Dr. Pat Proctor, owner of AAH, he said he contacted PETA in regards to picking-up the animals. He further stated that Hinkle and Cook came to his business on June 15 and picked-up the animals, promising to find them good homes. However, the cat and her two kittens, all judged by Proctor as in good health and adoptable, were among the 31 dead animals linked to Hinkle’s and Cook’s possession on the day of their arrest.
Hinkle is being represented by Rich Square attorney Jack Warmack and Blair Brown of Washington, DC. Cook’s general counsel is Mark Edwards of Durham.
Resident Superior Court Judge Cy Grant is scheduled to preside over the trial.

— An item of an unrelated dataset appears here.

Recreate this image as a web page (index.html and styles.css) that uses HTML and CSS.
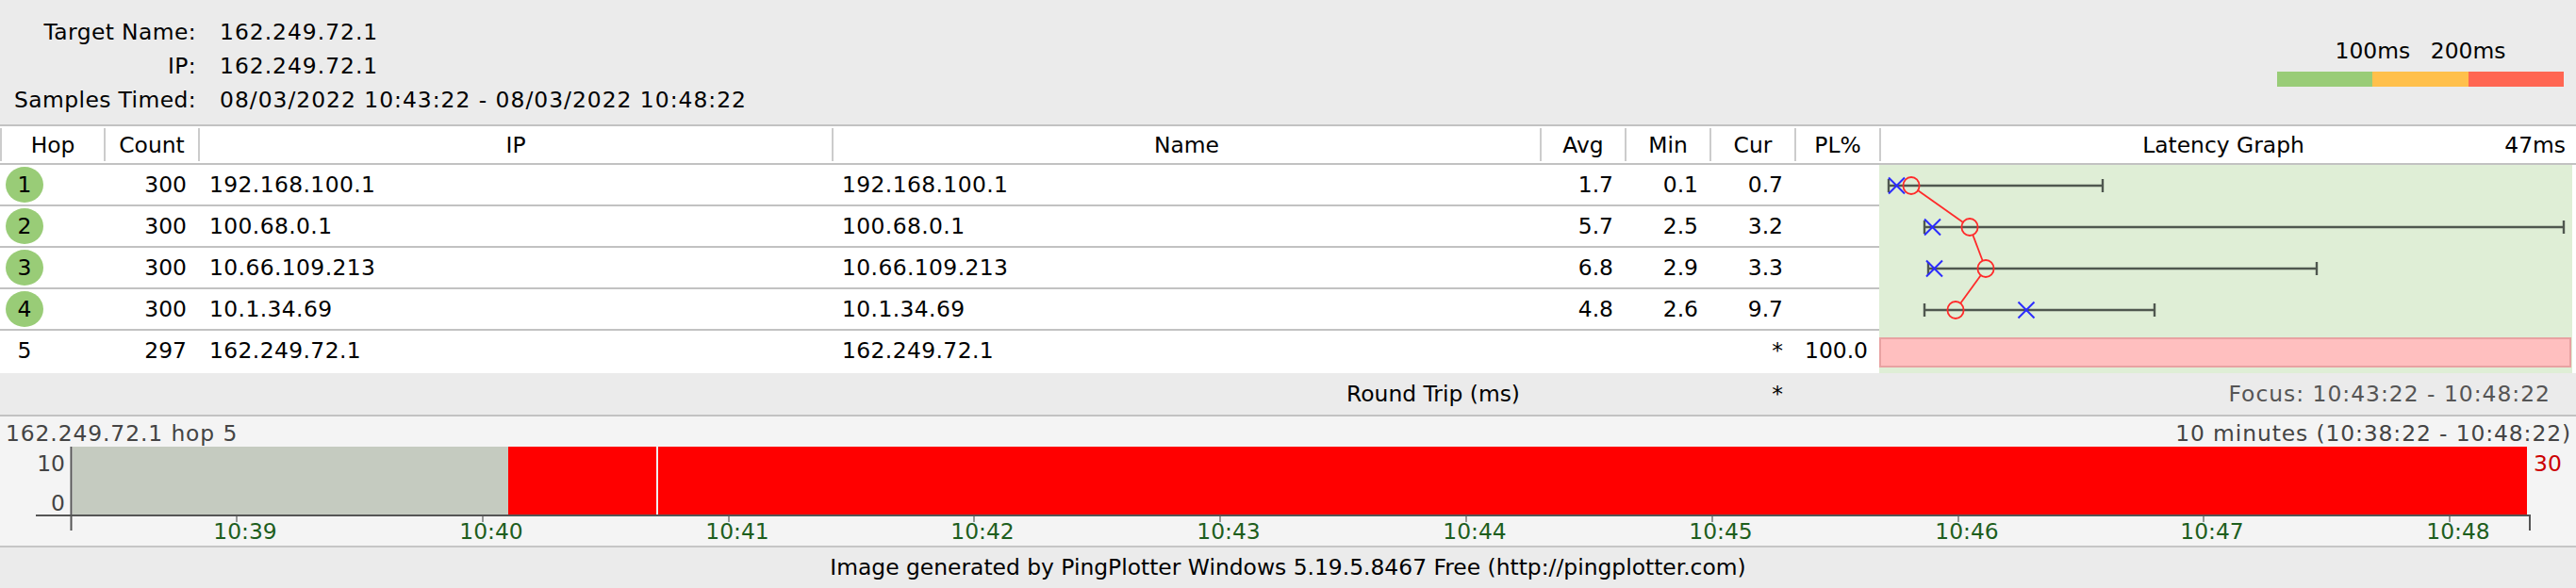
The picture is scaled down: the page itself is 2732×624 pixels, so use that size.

Hinkle and Cook were arrested by the Ahoskie Police Department late in the afternoon of June 15 after law enforcement officials, on a stake-out, observed a white van in which the two were operating stop in an area located behind Piggly Wiggly in Ahoskie’s Newmarket Shopping Center and toss several black bags in a commercial dumpster.
At that time, a traffic stop was initiated on the van – a vehicle registered to PETA.
The bags located in the dumpster contained 18 dead dogs, including one bag containing seven puppies. An additional 13 dead animals, including the mother cat and her two kittens, were found in the van.
Twenty-two of the animals discovered on June 15 were collected the same day by Hinkle and Cook from the Bertie County Animal Shelter, as confirmed by Bertie Animal Control Officer Barry Anderson.
An autopsy performed later on one of those dogs revealed the animal was in good health prior to its death.